What follows is Welles’s angriest game of cat and mouse in his own unmistakable stylistic world of shadows and moral ambiguity. The low angles and use of shadows is pure Welles, as are the levels of moral questions with no easy answers. Few characters in a Welles film are without some sort of contrition. The first time Wilson meets Rankin a.k.a. Kindler, he considers him “above reproach” because of his rant against the German character, with genocide as the only real solution. This actually seems acceptable to Wilson until he remembers Rankin also saying that Marx was not a German because he was a Jew. Who but a Nazi, Wilson theorizes, would make such a distinction. The fact that Rankin is also endorsing genocide seems to have escaped him altogether, perhaps because he himself feels the same way.

Welles is excellent as the cold-blooded Rankin/Kindler, ever scheming to cover his tracks. Robinson turns in one of his typically superbly crafted and controlled performances. And Loretta Young nearly steals the show with her masterfully subdued portrayal.

Fans of my own films will recognize the name Franz Kindler as that of the cold-blooded Nazi scientist whose brain lives on in a glass tank in THE CRAWLING BRAIN. My little homage and nod to Welles. That is how dearly I hold THE STRANGER, and how indelible is the stamp it has left on my personal artistic psyche.

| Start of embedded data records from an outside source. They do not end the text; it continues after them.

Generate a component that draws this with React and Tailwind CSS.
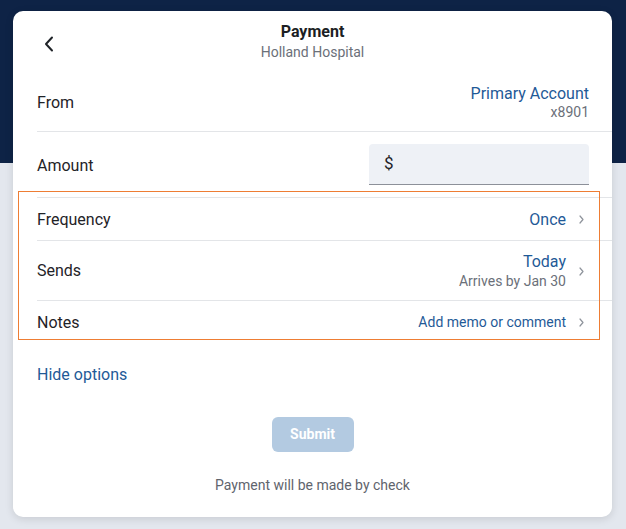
const Chevron = () => (
  <span className="flex w-[16px] justify-center">
    <svg width="5" height="9" viewBox="0 0 5 9" fill="none">
      <path d="M1 1l3 3.5L1 8" stroke="#8f949c" strokeWidth="1.2" strokeLinecap="round" strokeLinejoin="round" />
    </svg>
  </span>
);

const App = () => {
  return (
    <div className="min-h-[529px] w-[626px] bg-[linear-gradient(to_bottom,#0e2346_163px,#e3e7ee_163px)] pt-[11px] font-['Roboto',sans-serif]">
      <div className="relative ml-[13px] h-[506px] w-[599px] rounded-[10px] bg-white shadow-[0_2px_8px_rgba(0,0,0,0.12)]">
        {/* Header */}
        <div className="relative h-[63px] pt-[11px] text-center">
          <button className="absolute left-[28px] top-[23px] p-[2px]">
            <svg width="14" height="16" viewBox="0 0 14 16" fill="none">
              <path d="M9 1.5L3 8l6 6.5" stroke="#1f2328" strokeWidth="2" strokeLinecap="round" strokeLinejoin="round" />
            </svg>
          </button>
          <div className="text-[16px] font-bold leading-[20px] text-[#1c1f24]">Payment</div>
          <div className="text-[14px] leading-[20px] text-[#6b7079]">Holland Hospital</div>
        </div>

        {/* From */}
        <div className="ml-[24px] flex h-[58px] items-center justify-between border-b border-[#e3e5e8] pr-[23px]">
          <span className="pt-[1px] text-[16px] text-[#1f2328]">From</span>
          <div className="text-right">
            <div className="text-[16px] leading-[20px] text-[#1f5a97]">Primary Account</div>
            <div className="text-[14px] leading-[17px] text-[#6b7079]">x8901</div>
          </div>
        </div>

        {/* Amount */}
        <div className="ml-[24px] flex h-[66px] items-center justify-between border-b border-[#e3e5e8] pr-[23px]">
          <span className="pt-[2px] text-[16px] text-[#1f2328]">Amount</span>
          <div className="flex h-[41px] w-[220px] items-center rounded-t-[4px] border-b border-[#8c9099] bg-[#eef1f6] px-[15px]">
            <span className="text-[17px] text-[#1f2328]">$</span>
          </div>
        </div>

        {/* Frequency */}
        <div className="ml-[24px] flex h-[43px] items-center justify-between border-b border-[#e3e5e8] pr-[23px] pt-[1px]">
          <span className="text-[16px] text-[#1f2328]">Frequency</span>
          <div className="flex items-center gap-[7px]">
            <span className="text-[16px] text-[#1f5a97]">Once</span>
            <Chevron />
          </div>
        </div>

        {/* Sends */}
        <div className="ml-[24px] flex h-[60px] items-center justify-between border-b border-[#e3e5e8] pr-[23px] pt-[1px]">
          <span className="text-[16px] text-[#1f2328]">Sends</span>
          <div className="flex items-center gap-[7px]">
            <div className="text-right">
              <div className="text-[16px] leading-[20px] text-[#1f5a97]">Today</div>
              <div className="text-[14px] leading-[18px] text-[#6b7079]">Arrives by Jan 30</div>
            </div>
            <Chevron />
          </div>
        </div>

        {/* Notes */}
        <div className="ml-[24px] flex h-[42px] items-center justify-between pr-[23px] pt-[1px]">
          <span className="text-[16px] text-[#1f2328]">Notes</span>
          <div className="flex items-center gap-[7px]">
            <span className="text-[14px] text-[#1f5a97]">Add memo or comment</span>
            <Chevron />
          </div>
        </div>

        <div className="ml-[24px] mt-[22px] text-[16px] leading-[20px] text-[#1f5a97]">Hide options</div>

        <div className="mt-[32px] flex justify-center">
          <button className="h-[35px] w-[82px] rounded-[6px] bg-[#b3cae1] text-[14px] font-bold text-white">Submit</button>
        </div>

        <div className="mt-[23px] text-center text-[14px] leading-[20px] text-[#5f646d]">Payment will be made by check</div>

        {/* highlight box */}
        <div className="pointer-events-none absolute left-[5px] top-[180px] h-[149px] w-[582px] border-[1.5px] border-[#ee7d34]" />
      </div>
    </div>
  );
};

export default App;
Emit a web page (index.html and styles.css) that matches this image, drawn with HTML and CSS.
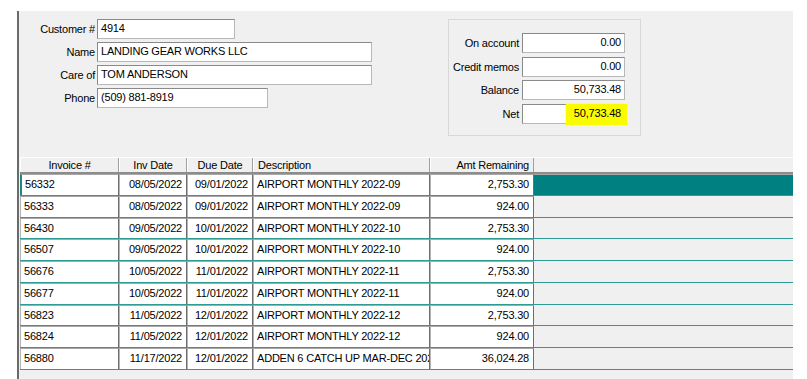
FILE: index.html
```html
<!DOCTYPE html>
<html lang="en">
<head>
    <meta charset="UTF-8">
    <meta name="viewport" content="width=device-width, initial-scale=1.0">
    <title>Customer Invoices</title>
    <link rel="stylesheet" href="styles.css">
</head>
<body>
    <div class="window">
        <div class="top">
            <!-- Customer fields -->
            <div class="customer">
                <div class="field">
                    <label>Customer #</label>
                    <div class="edit w-num">4914</div>
                </div>
                <div class="field">
                    <label>Name</label>
                    <div class="edit w-name">LANDING GEAR WORKS LLC</div>
                </div>
                <div class="field">
                    <label>Care of</label>
                    <div class="edit w-name">TOM ANDERSON</div>
                </div>
                <div class="field">
                    <label>Phone</label>
                    <div class="edit w-phone">(509) 881-8919</div>
                </div>
            </div>

            <!-- Totals -->
            <div class="totals">
                <label>On account</label>
                <div class="edit num">0.00</div>
                <label>Credit memos</label>
                <div class="edit num">0.00</div>
                <label>Balance</label>
                <div class="edit num">50,733.48</div>
                <label>Net</label>
                <div class="edit num"><span class="marker">50,733.48</span></div>
            </div>
        </div>

        <!-- Invoice grid -->
        <div class="grid">
            <div class="head">
                <div class="hcell center">Invoice #</div>
                <div class="hcell center">Inv Date</div>
                <div class="hcell center">Due Date</div>
                <div class="hcell">Description</div>
                <div class="hcell right">Amt Remaining</div>
                <div class="hfill"></div>
            </div>

            <div class="row selected">
                <div class="cell">56332</div><div class="cell right">08/05/2022</div><div class="cell right">09/01/2022</div><div class="cell">AIRPORT MONTHLY 2022-09</div><div class="cell right">2,753.30</div><div class="fill"></div>
            </div>
            <div class="row">
                <div class="cell">56333</div><div class="cell right">08/05/2022</div><div class="cell right">09/01/2022</div><div class="cell">AIRPORT MONTHLY 2022-09</div><div class="cell right">924.00</div><div class="fill"></div>
            </div>
            <div class="row">
                <div class="cell">56430</div><div class="cell right">09/05/2022</div><div class="cell right">10/01/2022</div><div class="cell">AIRPORT MONTHLY 2022-10</div><div class="cell right">2,753.30</div><div class="fill"></div>
            </div>
            <div class="row">
                <div class="cell">56507</div><div class="cell right">09/05/2022</div><div class="cell right">10/01/2022</div><div class="cell">AIRPORT MONTHLY 2022-10</div><div class="cell right">924.00</div><div class="fill"></div>
            </div>
            <div class="row">
                <div class="cell">56676</div><div class="cell right">10/05/2022</div><div class="cell right">11/01/2022</div><div class="cell">AIRPORT MONTHLY 2022-11</div><div class="cell right">2,753.30</div><div class="fill"></div>
            </div>
            <div class="row">
                <div class="cell">56677</div><div class="cell right">10/05/2022</div><div class="cell right">11/01/2022</div><div class="cell">AIRPORT MONTHLY 2022-11</div><div class="cell right">924.00</div><div class="fill"></div>
            </div>
            <div class="row">
                <div class="cell">56823</div><div class="cell right">11/05/2022</div><div class="cell right">12/01/2022</div><div class="cell">AIRPORT MONTHLY 2022-12</div><div class="cell right">2,753.30</div><div class="fill"></div>
            </div>
            <div class="row">
                <div class="cell">56824</div><div class="cell right">11/05/2022</div><div class="cell right">12/01/2022</div><div class="cell">AIRPORT MONTHLY 2022-12</div><div class="cell right">924.00</div><div class="fill"></div>
            </div>
            <div class="row">
                <div class="cell">56880</div><div class="cell right">11/17/2022</div><div class="cell right">12/01/2022</div><div class="cell">ADDEN 6 CATCH UP MAR-DEC 2022</div><div class="cell right">36,024.28</div><div class="fill"></div>
            </div>
        </div>
    </div>
</body>
</html>
```

FILE: styles.css
```css
/* Basic Reset */
* { box-sizing: border-box; margin: 0; padding: 0; }

body {
    background: #fff;
    font-family: "Liberation Sans", Arial, sans-serif;
    font-size: 11px;
    letter-spacing: -0.2px;
    color: #000;
    overflow: hidden;
}

/* Window frame */
.window {
    margin: 11px 14px 0 17px;
    height: 380px;
    background: #f0f0f0;
    border-left: 2px solid #6b6b6b;
}

.top {
    display: flex;
    height: 146px;
}

/* Edit boxes */
.edit {
    height: 20px;
    line-height: 17px;
    padding: 0 3px;
    background: #fff;
    border: 1px solid #8a8a8a;
    border-right-color: #b8b8b8;
    border-bottom-color: #b8b8b8;
    white-space: nowrap;
}

.w-num { width: 138px; }
.w-name { width: 275px; }
.w-phone { width: 171px; }

/* Customer fields */
.customer {
    width: 429px;
    padding-top: 8px;
    display: flex;
    flex-direction: column;
    gap: 3px;
}

.field {
    display: flex;
    align-items: center;
}

.field label {
    width: 78px;
    padding-right: 2px;
    text-align: right;
}

/* Totals group */
.totals {
    margin-top: 8px;
    width: 193px;
    height: 117px;
    border: 1px solid #d8d8d8;
    padding-top: 13px;
    display: grid;
    grid-template-columns: 70px 103px;
    grid-auto-rows: 20px;
    column-gap: 3px;
    row-gap: 3.5px;
    align-items: center;
}

.totals label {
    text-align: right;
}

.num {
    text-align: right;
    padding-right: 3px;
}

.marker {
    display: inline-block;
    height: 21px;
    line-height: 19px;
    margin: -1px -6px 0 0;
    padding: 0 6px 0 8px;
    background: #fbfb00;
    box-shadow: 0 0 2px #f4f46a;
}

/* Invoice grid */
.grid {
    padding-left: 1px;
}

.head, .row {
    display: grid;
    grid-template-columns: 99px 68px 66px 177px 104px 1fr;
}

.head {
    height: 17px;
    border-top: 1px solid #fff;
    border-bottom: 2px solid #8c8c8c;
}

.hcell {
    padding: 0 4px;
    line-height: 14px;
    border-left: 1px solid #fff;
    border-right: 1px solid #a0a0a0;
    white-space: nowrap;
    overflow: hidden;
}

.center { text-align: center; }
.right { text-align: right; }

.row {
    height: 21.75px;
    border-bottom: 1px solid #2e9c95;
}

.cell {
    background: #fff;
    padding: 0 3px 0 3px;
    line-height: 19px;
    border-top: 1px solid #a8a8a8;
    border-left: 1px solid #b4b4b4;
    border-right: 1px solid #6e6e6e;
    white-space: nowrap;
    overflow: hidden;
}

.cell.right { padding-right: 4px; }

.selected .cell:first-child {
    border-left: 2px solid #1b8a83;
}

.selected .fill {
    background: #008080;
    border-top: 1px solid #a8a8a8;
}
```
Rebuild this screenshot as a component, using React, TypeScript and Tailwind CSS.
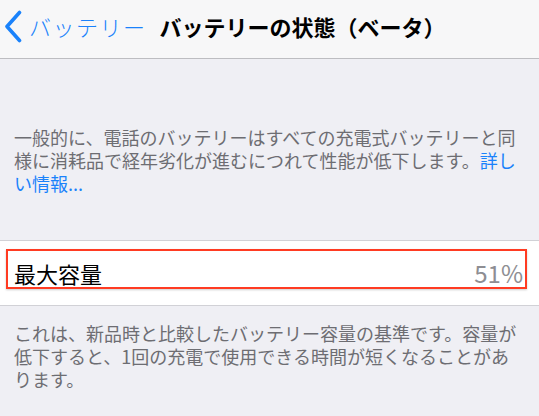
import React from "react";

const font = { fontFamily: '"Noto Sans CJK JP", "Noto Sans", sans-serif' };

const BackChevron = () => (
  <svg width="20" height="33" viewBox="0 0 20 33" fill="none">
    <path
      d="M16.5 2.5 L4 16.5 L16.5 30.5"
      stroke="#1a82fb"
      strokeWidth="3.6"
      strokeLinecap="round"
      strokeLinejoin="round"
    />
  </svg>
);

const App: React.FC = () => {
  return (
    <div
      className="w-[539px] h-[416px] overflow-hidden bg-[#efeff4]"
      style={font}
    >
      <header className="h-[59px] bg-[#f7f7f8] border-b border-[#bdbdc1] flex items-center pb-[6px] pl-[3px]">
        <BackChevron />
        <span className="ml-[6px] text-[22px] tracking-[1.5px] text-[#1a82fb] leading-none font-light">
          バッテリー
        </span>
        <span className="ml-[13px] text-[22px] font-bold text-black leading-none">
          バッテリーの状態（ベータ）
        </span>
      </header>

      <p className="px-[14px] pt-[67px] text-[18px] leading-[23px] text-[#6d6d72]">
        一般的に、電話のバッテリーはすべての充電式バッテリーと同様に消耗品で経年劣化が進むにつれて性能が低下します。
        <span className="text-[#1a82fb]">詳しい情報...</span>
      </p>

      <div className="relative mt-[45px] h-[66px] bg-white border-y border-[#d1d1d6] flex items-center justify-between pl-[14px] pr-[16px]">
        <span className="text-[22px] leading-none text-black">最大容量</span>
        <span className="text-[24px] leading-none text-[#8e8e93]">51%</span>
        <div className="absolute left-[6px] right-[12px] top-[8px] h-[40px] border-2 border-[#ff3b22] shadow-[0_1px_2px_rgba(0,0,0,0.2)]" />
      </div>

      <p className="px-[14px] pt-[16px] text-[18px] leading-[23px] text-[#6d6d72]">
        これは、新品時と比較したバッテリー容量の基準です。容量が低下すると、1回の充電で使用できる時間が短くなることがあります。
      </p>
    </div>
  );
};

export default App;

Welles has been gone for over 25 years now, and yet his legacy continues to grow. Still, there seems to be a sizeable crowd of those bent on maligning his reputation as the consummate artist who re-defined cinematic grammar and refused to buckle to the commercial establishment whatever the odds. In being such a rebel he clearly did cut his own artistic throat, since so few of his films remain in the definitive versions authorized by the auteur himself. But equally clear to me is that the legion of young filmmakers and enthusiasts today touting the so-called Independent Movement with cries of “fuck Hollywood,” and “do it your own way” should have no greater role model than Orson Welles. The fact that CITIZEN KANE is still at the top of the list of nearly every “greatest films ever made” list should be reason enough to honor the man. But beyond that, the handful of works that remain as Welles intended, and the dozen or so more that continue to be studied even in their truncated and bastardized forms, should be evidence enough that Welles was, and still remains, the purest and most enduring of American cinematic visionaries. Art over commerce, no matter the odds.